◆ **To be done**: Reproduce the listing below exactly, beginning with its first line and ending with the line that holds "import React from 'react';"; pictures are not part of the copy.
— Start of Provided data —
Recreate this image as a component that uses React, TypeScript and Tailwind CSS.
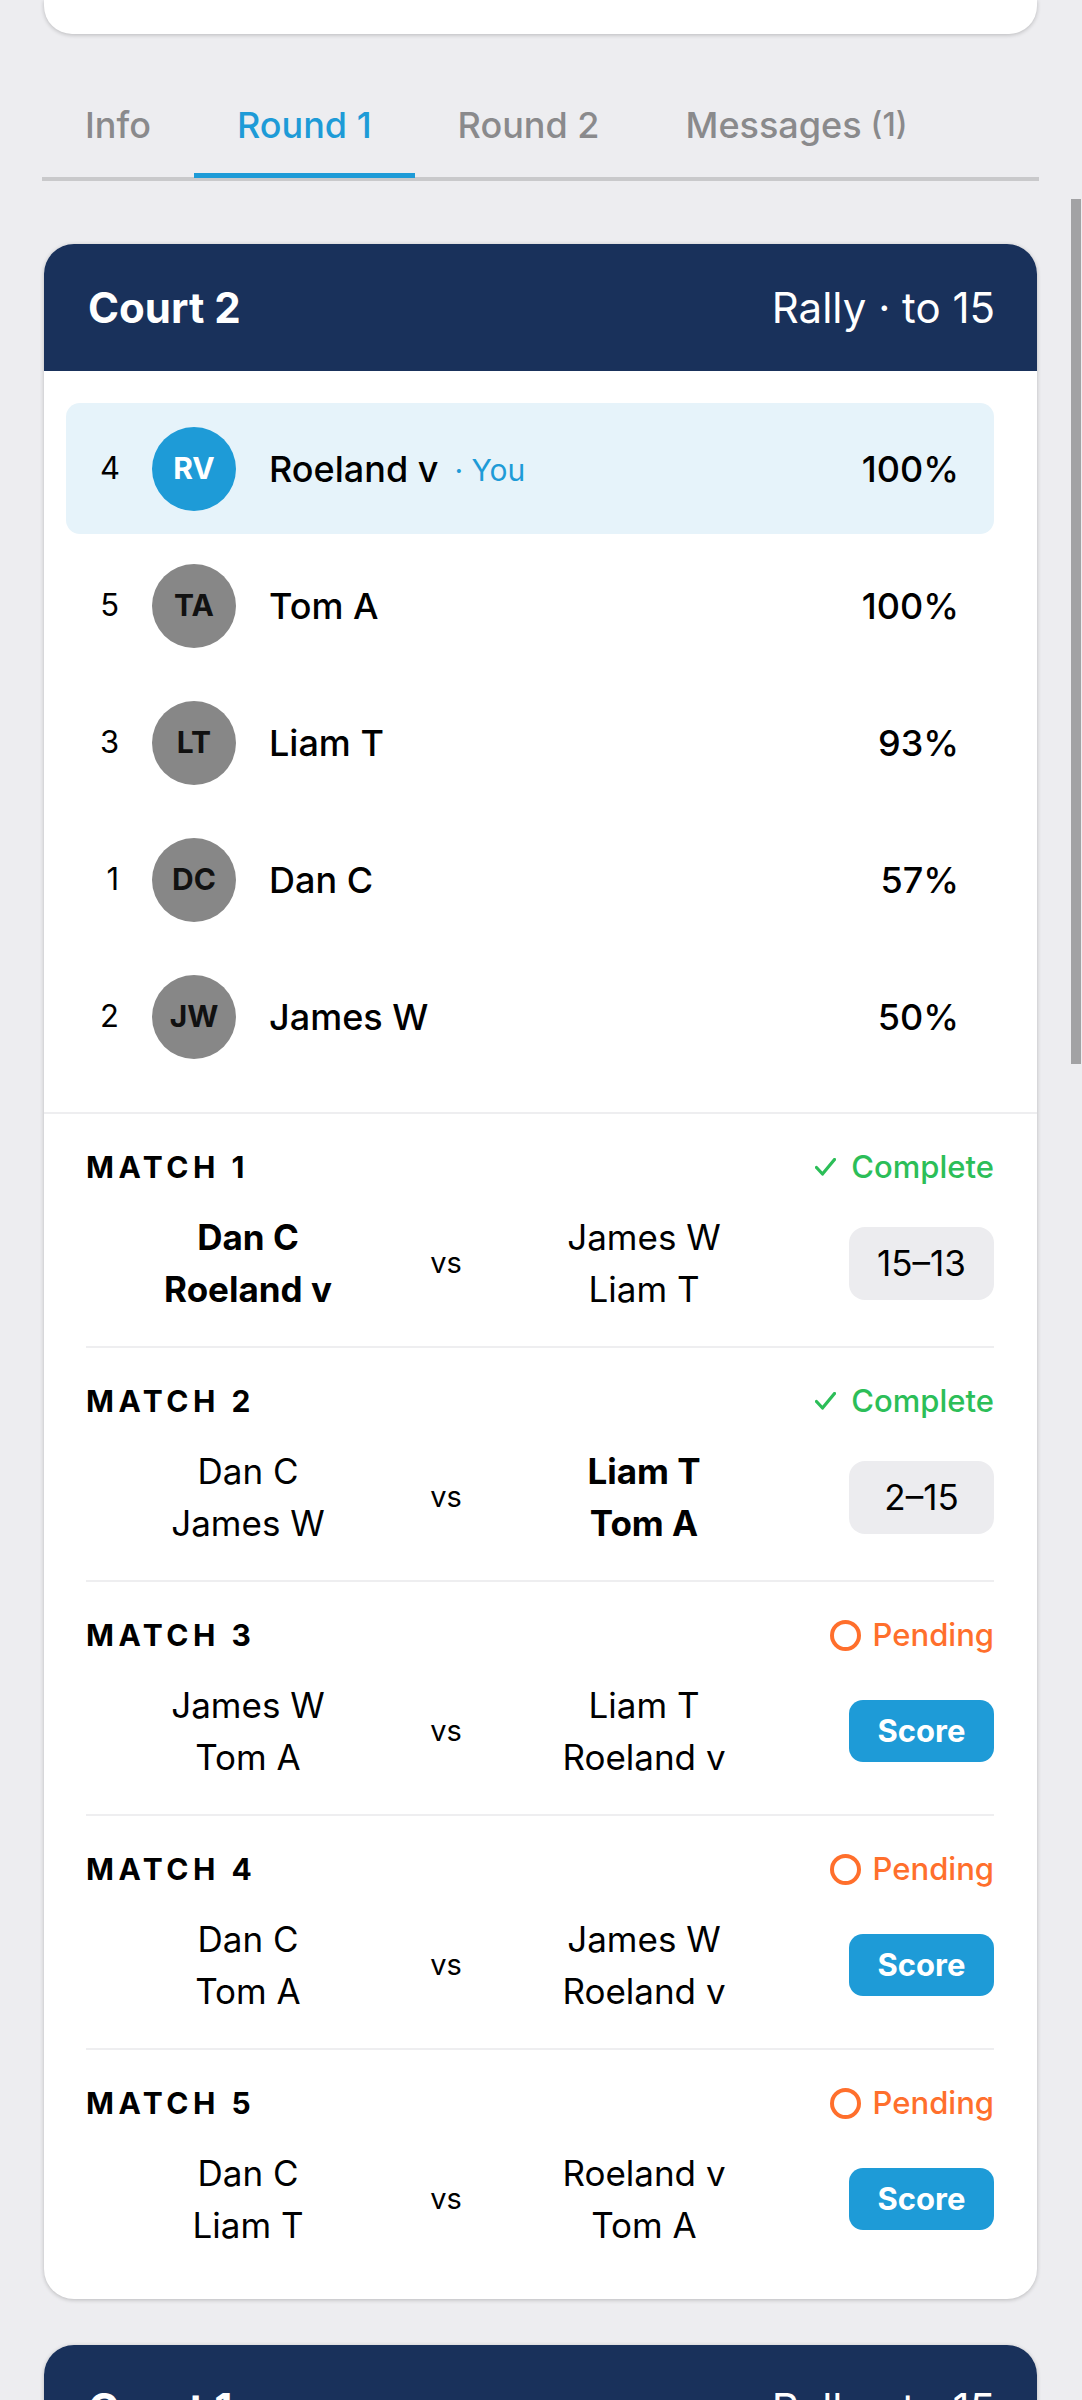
import React from 'react';

type Player = { rank: number; initials: string; name: string; pct: string; you?: boolean };
type Match = { n: number; a: string[]; b: string[]; winner?: 'a' | 'b'; score?: string };

const players: Player[] = [
  { rank: 4, initials: 'RV', name: 'Roeland v', pct: '100%', you: true },
  { rank: 5, initials: 'TA', name: 'Tom A', pct: '100%' },
  { rank: 3, initials: 'LT', name: 'Liam T', pct: '93%' },
  { rank: 1, initials: 'DC', name: 'Dan C', pct: '57%' },
  { rank: 2, initials: 'JW', name: 'James W', pct: '50%' },
];

const matches: Match[] = [
  { n: 1, a: ['Dan C', 'Roeland v'], b: ['James W', 'Liam T'], winner: 'a', score: '15–13' },
  { n: 2, a: ['Dan C', 'James W'], b: ['Liam T', 'Tom A'], winner: 'b', score: '2–15' },
  { n: 3, a: ['James W', 'Tom A'], b: ['Liam T', 'Roeland v'] },
  { n: 4, a: ['Dan C', 'Tom A'], b: ['James W', 'Roeland v'] },
  { n: 5, a: ['Dan C', 'Liam T'], b: ['Roeland v', 'Tom A'] },
];

const tabs = [
  { label: 'Info' },
  { label: 'Round 1', active: true },
  { label: 'Round 2' },
  { label: 'Messages', count: '(1)' },
];

function CourtHeader({ title }: { title: string }) {
  return (
    <div className="flex h-[127px] items-center justify-between bg-[#19315b] pl-[44px] pr-[42px] text-[42px] leading-none text-white">
      <span className="font-bold">{title}</span>
      <span>Rally · to 15</span>
    </div>
  );
}

function Status({ done }: { done: boolean }) {
  if (done) {
    return (
      <div className="flex items-center text-[31px] font-medium text-[#2cbe58]">
        <svg width="21" height="18" viewBox="0 0 21 18" className="mr-[15px]">
          <path d="M1.5 9.5 L7.5 16 L19.5 1.5" fill="none" stroke="#2cbe58" strokeWidth="3.2" strokeLinecap="round" strokeLinejoin="round" />
        </svg>
        <span>Complete</span>
      </div>
    );
  }
  return (
    <div className="flex items-center text-[31px] font-medium text-[#ff6f2c]">
      <span className="mr-[12px] h-[31px] w-[31px] rounded-full border-[4.5px] border-[#ff6f2c]" />
      <span>Pending</span>
    </div>
  );
}

function Team({ names, bold }: { names: string[]; bold: boolean }) {
  return (
    <div className={`flex-1 text-center text-[35px] leading-[52px] text-black ${bold ? 'font-bold' : ''}`}>
      {names.map((n) => (
        <div key={n}>{n}</div>
      ))}
    </div>
  );
}

export default function App() {
  return (
    <div className="relative h-[2400px] w-full overflow-hidden bg-[#ededf0] font-['Inter','Liberation_Sans',sans-serif] text-black">
      <div className="ml-[44px] mr-[45px]">
        {/* previous panel, scrolled mostly out of view */}
        <div className="h-[34px] rounded-b-[28px] bg-white shadow-[0_1px_4px_rgba(0,0,0,0.22)]" />

        {/* tab bar */}
        <div className="-mx-[2px] mt-[38px]">
          <div className="flex">
            {tabs.map((t) => (
              <div
                key={t.label}
                className={`flex h-[106px] items-center border-b-[5px] px-[43px] pt-[4px] text-[36px] font-medium ${
                  t.active ? 'border-[#1e9bd7] text-[#1e9bd7]' : 'border-transparent text-[#8a8a8c]'
                }`}
              >
                <span>{t.label}</span>
                {t.count && <span className="ml-[9px] text-[32px]">{t.count}</span>}
              </div>
            ))}
          </div>
          <div className="-mt-[1px] h-[4px] bg-[#c9c9cb]" />
        </div>

        {/* court card */}
        <div className="mt-[63px] overflow-hidden rounded-[30px] bg-white shadow-[0_1px_4px_rgba(0,0,0,0.22)]">
          <CourtHeader title="Court 2" />

          <div className="flex flex-col gap-[6px] pb-[30px] pl-[22px] pr-[43px] pt-[32px]">
            {players.map((p) => (
              <div
                key={p.initials}
                className={`flex h-[131px] items-center rounded-[14px] pl-[34px] pr-[35px] ${p.you ? 'bg-[#e6f3fa]' : ''}`}
              >
                <span className="w-[19px] text-right text-[31px]">{p.rank}</span>
                <div
                  className={`ml-[33px] flex h-[84px] w-[84px] items-center justify-center rounded-full text-[30px] font-bold ${
                    p.you ? 'bg-[#1e9bd7] text-white' : 'bg-[#878787] text-[#111]'
                  }`}
                >
                  {p.initials}
                </div>
                <span className="ml-[33px] text-[36px] font-medium">{p.name}</span>
                {p.you && <span className="ml-[16px] pt-[4px] text-[30px] text-[#1e9bd7]">· You</span>}
                <span className="ml-auto text-[36px] font-medium">{p.pct}</span>
              </div>
            ))}
          </div>

          <div className="border-t-2 border-[#eeeef0] pb-[17px] pl-[42px] pr-[43px]">
            {matches.map((m, i) => (
              <div
                key={m.n}
                className={`pb-[31px] pt-[37px] ${i < matches.length - 1 ? 'border-b-2 border-[#eeeef0]' : ''}`}
              >
                <div className="flex h-[32px] items-center justify-between">
                  <span className="text-[30px] font-bold tracking-[4.5px]">MATCH {m.n}</span>
                  <Status done={!!m.score} />
                </div>
                <div className="mt-[28px] flex items-center">
                  <Team names={m.a} bold={m.winner === 'a'} />
                  <div className="w-[72px] text-center text-[29px]">vs</div>
                  <Team names={m.b} bold={m.winner === 'b'} />
                  <div className="ml-[43px] w-[145px]">
                    {m.score ? (
                      <div className="flex h-[73px] items-center justify-center rounded-[16px] bg-[#ececef] text-[35px]">
                        {m.score}
                      </div>
                    ) : (
                      <button className="flex h-[62px] w-full items-center justify-center rounded-[14px] bg-[#1e9bd7] text-[31px] font-bold text-white">
                        Score
                      </button>
                    )}
                  </div>
                </div>
              </div>
            ))}
          </div>
        </div>

        {/* next court card */}
        <div className="mt-[46px] overflow-hidden rounded-[30px] bg-white shadow-[0_1px_4px_rgba(0,0,0,0.22)]">
          <CourtHeader title="Court 1" />
        </div>
      </div>

      {/* overlay scrollbar */}
      <div className="absolute right-[1px] top-[199px] h-[865px] w-[10px] bg-[#a2a2a4]" />
    </div>
  );
}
— End of Provided data —
◆ **In response**:
Recreate this image as a component that uses React, TypeScript and Tailwind CSS.
import React from 'react';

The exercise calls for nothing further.